Print, word for word, the opening line of the data below and every line after it through the line that contains "Share2, X, Plus", but not the pictures.

** Start **

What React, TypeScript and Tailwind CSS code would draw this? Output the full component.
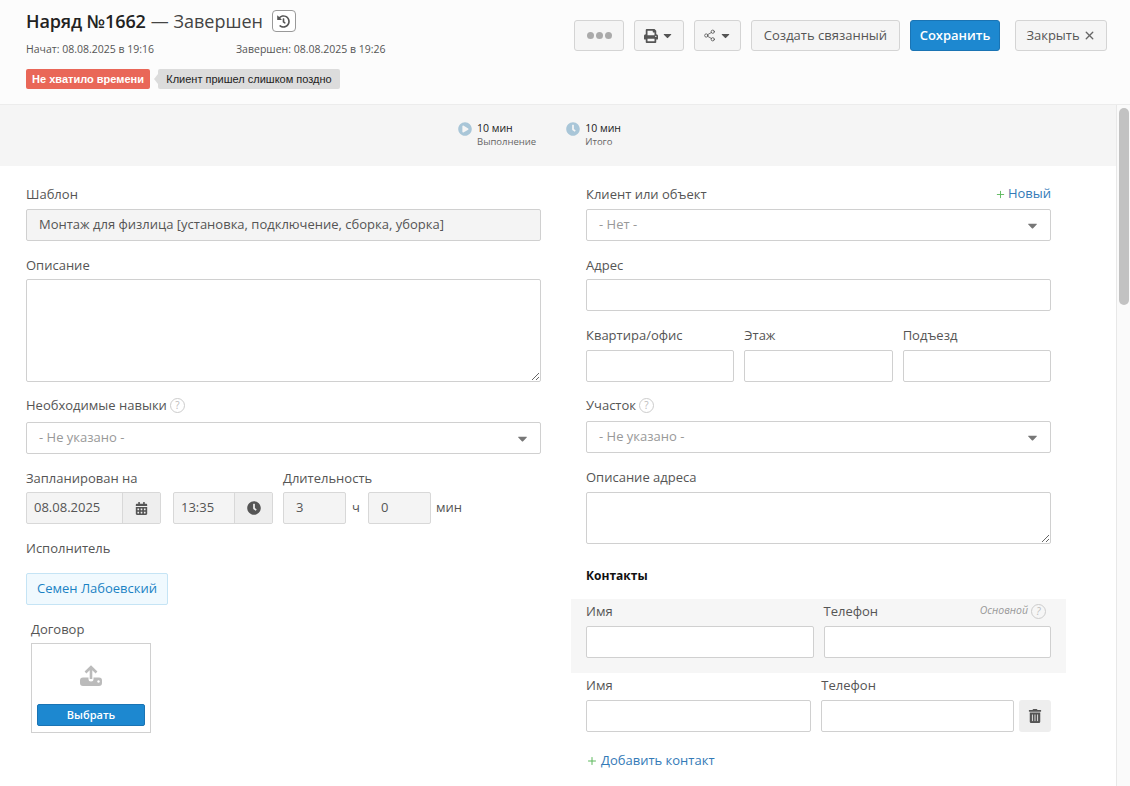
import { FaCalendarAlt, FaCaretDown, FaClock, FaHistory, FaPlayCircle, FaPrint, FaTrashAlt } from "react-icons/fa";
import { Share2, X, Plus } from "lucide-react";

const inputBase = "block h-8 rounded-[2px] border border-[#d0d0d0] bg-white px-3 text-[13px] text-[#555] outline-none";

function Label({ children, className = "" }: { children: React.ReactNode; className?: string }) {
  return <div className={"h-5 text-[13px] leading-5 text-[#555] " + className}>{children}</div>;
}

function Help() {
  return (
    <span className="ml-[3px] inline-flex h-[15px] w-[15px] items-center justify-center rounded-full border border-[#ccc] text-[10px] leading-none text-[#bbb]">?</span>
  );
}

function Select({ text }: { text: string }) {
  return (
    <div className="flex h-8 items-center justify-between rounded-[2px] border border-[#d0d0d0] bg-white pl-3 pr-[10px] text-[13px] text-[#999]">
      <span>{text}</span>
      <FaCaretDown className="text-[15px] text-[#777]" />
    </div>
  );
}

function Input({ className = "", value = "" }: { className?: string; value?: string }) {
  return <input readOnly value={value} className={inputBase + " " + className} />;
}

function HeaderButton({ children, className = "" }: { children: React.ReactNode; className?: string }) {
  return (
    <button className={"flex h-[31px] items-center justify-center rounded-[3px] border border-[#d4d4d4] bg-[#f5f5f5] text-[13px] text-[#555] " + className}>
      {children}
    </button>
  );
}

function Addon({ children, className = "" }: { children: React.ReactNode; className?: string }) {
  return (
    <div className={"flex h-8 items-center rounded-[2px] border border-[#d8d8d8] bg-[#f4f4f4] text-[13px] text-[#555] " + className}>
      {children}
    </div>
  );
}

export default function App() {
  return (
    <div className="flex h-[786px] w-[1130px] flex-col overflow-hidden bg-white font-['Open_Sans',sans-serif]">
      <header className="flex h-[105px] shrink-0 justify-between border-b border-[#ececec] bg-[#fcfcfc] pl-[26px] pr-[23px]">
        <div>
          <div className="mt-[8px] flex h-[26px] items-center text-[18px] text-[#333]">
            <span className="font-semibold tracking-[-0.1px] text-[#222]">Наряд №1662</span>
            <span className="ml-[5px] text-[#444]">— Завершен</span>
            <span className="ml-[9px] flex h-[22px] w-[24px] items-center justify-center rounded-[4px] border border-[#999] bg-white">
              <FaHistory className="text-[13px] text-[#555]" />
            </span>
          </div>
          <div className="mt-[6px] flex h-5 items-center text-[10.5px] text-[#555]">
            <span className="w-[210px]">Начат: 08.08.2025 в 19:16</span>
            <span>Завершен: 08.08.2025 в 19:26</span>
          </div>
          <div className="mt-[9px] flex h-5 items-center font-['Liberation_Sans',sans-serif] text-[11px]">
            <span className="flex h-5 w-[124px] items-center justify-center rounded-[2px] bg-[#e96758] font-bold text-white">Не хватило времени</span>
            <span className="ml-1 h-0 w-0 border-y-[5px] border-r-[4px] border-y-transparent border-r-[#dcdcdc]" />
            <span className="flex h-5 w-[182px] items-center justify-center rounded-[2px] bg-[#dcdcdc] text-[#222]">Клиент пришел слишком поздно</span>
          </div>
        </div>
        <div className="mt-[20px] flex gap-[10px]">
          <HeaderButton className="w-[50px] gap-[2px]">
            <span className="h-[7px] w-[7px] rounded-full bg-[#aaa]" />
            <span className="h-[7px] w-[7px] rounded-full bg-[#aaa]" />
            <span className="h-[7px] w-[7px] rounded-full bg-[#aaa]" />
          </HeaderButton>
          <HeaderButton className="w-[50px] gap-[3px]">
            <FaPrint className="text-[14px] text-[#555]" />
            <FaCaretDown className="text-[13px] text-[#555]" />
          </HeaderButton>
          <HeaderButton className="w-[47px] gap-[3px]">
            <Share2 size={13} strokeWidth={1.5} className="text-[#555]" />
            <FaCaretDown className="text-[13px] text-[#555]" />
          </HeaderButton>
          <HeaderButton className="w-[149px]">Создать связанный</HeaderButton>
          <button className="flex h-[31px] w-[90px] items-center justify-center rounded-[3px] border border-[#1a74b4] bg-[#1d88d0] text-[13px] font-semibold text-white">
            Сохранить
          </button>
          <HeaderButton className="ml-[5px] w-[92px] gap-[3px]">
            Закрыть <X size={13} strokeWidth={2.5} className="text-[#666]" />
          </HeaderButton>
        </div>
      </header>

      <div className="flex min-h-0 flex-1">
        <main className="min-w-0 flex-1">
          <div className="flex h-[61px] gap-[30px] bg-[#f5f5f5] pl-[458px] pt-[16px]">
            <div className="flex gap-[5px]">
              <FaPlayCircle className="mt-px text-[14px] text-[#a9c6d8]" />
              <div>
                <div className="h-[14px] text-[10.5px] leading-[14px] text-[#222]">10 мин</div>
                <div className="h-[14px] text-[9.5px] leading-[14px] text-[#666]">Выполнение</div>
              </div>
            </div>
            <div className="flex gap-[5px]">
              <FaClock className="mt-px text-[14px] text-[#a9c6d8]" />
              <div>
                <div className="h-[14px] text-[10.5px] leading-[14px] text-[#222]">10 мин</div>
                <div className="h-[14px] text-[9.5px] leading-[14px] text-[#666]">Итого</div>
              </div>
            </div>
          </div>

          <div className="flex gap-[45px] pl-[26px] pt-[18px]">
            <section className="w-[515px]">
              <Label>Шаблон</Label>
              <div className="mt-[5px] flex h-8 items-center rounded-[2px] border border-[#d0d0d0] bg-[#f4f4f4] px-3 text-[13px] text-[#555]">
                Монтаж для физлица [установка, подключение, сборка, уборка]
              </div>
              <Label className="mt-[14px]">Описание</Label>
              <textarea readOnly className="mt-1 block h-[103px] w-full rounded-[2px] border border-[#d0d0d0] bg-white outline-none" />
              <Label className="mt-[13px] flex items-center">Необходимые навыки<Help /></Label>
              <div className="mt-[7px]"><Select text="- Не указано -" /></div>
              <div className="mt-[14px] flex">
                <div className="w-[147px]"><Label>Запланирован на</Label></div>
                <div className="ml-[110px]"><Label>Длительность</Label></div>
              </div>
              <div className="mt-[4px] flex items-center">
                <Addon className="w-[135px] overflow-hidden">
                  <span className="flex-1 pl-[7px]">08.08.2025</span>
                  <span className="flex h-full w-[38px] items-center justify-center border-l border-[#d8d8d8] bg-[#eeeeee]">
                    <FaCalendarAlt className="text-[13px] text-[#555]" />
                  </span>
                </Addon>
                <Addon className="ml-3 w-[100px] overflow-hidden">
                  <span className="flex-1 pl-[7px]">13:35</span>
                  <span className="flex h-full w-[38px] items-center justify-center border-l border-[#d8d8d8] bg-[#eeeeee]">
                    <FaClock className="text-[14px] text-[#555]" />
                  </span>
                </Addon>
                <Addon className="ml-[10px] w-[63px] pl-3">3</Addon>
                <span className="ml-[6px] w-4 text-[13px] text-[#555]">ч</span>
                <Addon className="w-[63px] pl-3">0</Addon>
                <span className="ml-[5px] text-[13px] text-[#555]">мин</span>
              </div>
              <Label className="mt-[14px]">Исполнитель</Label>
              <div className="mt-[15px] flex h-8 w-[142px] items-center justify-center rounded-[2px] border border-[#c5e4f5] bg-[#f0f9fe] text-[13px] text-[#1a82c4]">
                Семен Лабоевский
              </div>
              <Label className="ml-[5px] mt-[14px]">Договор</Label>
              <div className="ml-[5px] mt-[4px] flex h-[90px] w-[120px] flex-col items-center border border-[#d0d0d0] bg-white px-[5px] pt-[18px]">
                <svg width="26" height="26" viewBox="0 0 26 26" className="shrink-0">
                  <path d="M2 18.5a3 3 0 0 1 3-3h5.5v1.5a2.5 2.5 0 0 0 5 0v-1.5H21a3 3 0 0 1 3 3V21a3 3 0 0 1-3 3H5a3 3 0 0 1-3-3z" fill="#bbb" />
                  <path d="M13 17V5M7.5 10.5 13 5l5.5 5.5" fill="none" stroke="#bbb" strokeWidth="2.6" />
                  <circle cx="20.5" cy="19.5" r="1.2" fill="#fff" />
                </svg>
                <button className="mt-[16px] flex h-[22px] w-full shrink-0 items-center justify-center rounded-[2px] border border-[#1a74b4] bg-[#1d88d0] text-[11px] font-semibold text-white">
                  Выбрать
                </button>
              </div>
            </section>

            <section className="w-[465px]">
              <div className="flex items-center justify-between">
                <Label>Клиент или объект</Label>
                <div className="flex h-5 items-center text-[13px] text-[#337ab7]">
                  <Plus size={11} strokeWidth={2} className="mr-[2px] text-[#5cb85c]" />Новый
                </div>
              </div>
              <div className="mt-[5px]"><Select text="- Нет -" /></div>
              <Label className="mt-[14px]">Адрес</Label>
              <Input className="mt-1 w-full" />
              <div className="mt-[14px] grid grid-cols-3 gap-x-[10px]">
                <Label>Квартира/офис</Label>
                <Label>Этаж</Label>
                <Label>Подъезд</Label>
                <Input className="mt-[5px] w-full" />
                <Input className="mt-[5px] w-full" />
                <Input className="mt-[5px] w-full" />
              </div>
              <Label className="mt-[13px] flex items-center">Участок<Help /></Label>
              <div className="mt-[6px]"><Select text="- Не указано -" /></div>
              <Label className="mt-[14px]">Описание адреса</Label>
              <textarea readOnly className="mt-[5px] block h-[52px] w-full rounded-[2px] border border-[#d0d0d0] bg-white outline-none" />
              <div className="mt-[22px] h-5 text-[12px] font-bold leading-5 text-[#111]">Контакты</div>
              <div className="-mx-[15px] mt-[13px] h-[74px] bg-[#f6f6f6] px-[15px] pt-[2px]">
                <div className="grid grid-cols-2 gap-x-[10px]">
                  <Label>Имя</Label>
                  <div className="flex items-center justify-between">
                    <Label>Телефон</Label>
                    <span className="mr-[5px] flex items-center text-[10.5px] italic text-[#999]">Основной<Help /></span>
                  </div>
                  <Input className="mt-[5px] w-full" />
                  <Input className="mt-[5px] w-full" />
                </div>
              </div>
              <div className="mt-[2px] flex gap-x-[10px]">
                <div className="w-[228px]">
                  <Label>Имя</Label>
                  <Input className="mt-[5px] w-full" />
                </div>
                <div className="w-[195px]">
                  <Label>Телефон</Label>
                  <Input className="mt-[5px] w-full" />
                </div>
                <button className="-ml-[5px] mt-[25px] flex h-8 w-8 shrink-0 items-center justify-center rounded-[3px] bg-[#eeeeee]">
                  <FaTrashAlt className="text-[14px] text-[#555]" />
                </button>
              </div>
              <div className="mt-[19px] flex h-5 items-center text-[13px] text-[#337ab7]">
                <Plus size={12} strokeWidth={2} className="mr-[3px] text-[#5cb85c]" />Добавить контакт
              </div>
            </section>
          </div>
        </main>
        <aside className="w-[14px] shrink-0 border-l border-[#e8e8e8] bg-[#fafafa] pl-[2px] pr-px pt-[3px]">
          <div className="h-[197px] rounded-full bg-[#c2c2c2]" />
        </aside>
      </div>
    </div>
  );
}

** End **

_RESPONSE FOR THIS EXERCISE_
What React, TypeScript and Tailwind CSS code would draw this? Output the full component.
import { FaCalendarAlt, FaCaretDown, FaClock, FaHistory, FaPlayCircle, FaPrint, FaTrashAlt } from "react-icons/fa";
import { Share2, X, Plus } from "lucide-react";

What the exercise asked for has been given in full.